About the Program Coordinator
Ryan ‘Stirling’ Botts
Associate Director of Programming
(he/him)
programs@rosslynnfoundation.org
I have a formal education in Industrial Engineering but have worked as a programs person with RLCF for five years. Having been a hobby photographer since I was a young teenager I have found myself drawn in recent years to exploring a variety of other mediums and forms to include painting and printmaking. I am inspired by art’s ability to solve functional problems and communicate humanity. I am also the co-owner of Creative Exchange in Ruston, Louisiana.

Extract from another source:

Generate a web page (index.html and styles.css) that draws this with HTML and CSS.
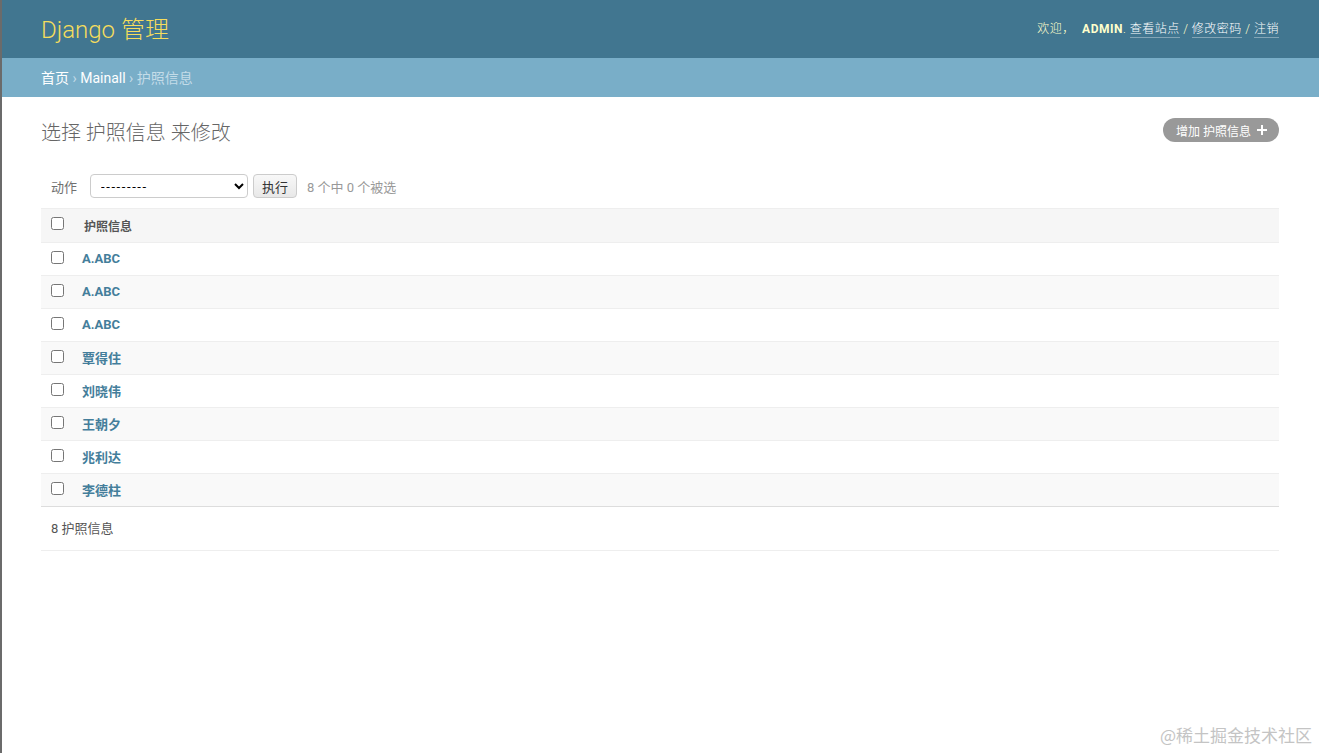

About RLCF’s namesake, Ross Lynn
Aplinist, Photographer, Contemplative, Craftsman, Musician, and Farmer
Ross was born and raised on a family farm along the Red River, north of Shreveport in Gilliam. Attending Montana State University for photography, he was introduced to mountain climbing and subsequently fell in love with traveling the world to climb technically difficult mountains in various regions, most notably in the Khumbu region of the Himalayas. During his adventures, Ross carried his camera and documented the wonders and challenges he experienced. After 2010, Ross began planning to move back to North Louisiana to work as a full time artist. Unfortunately, he passed away during a farming accident in 2013 on the family farm in Gilliam. The Ross Lynn Charitable Foundation was formed to honor his life and continue his legacy of championing the arts, outdoor adventure, and healthy living practices.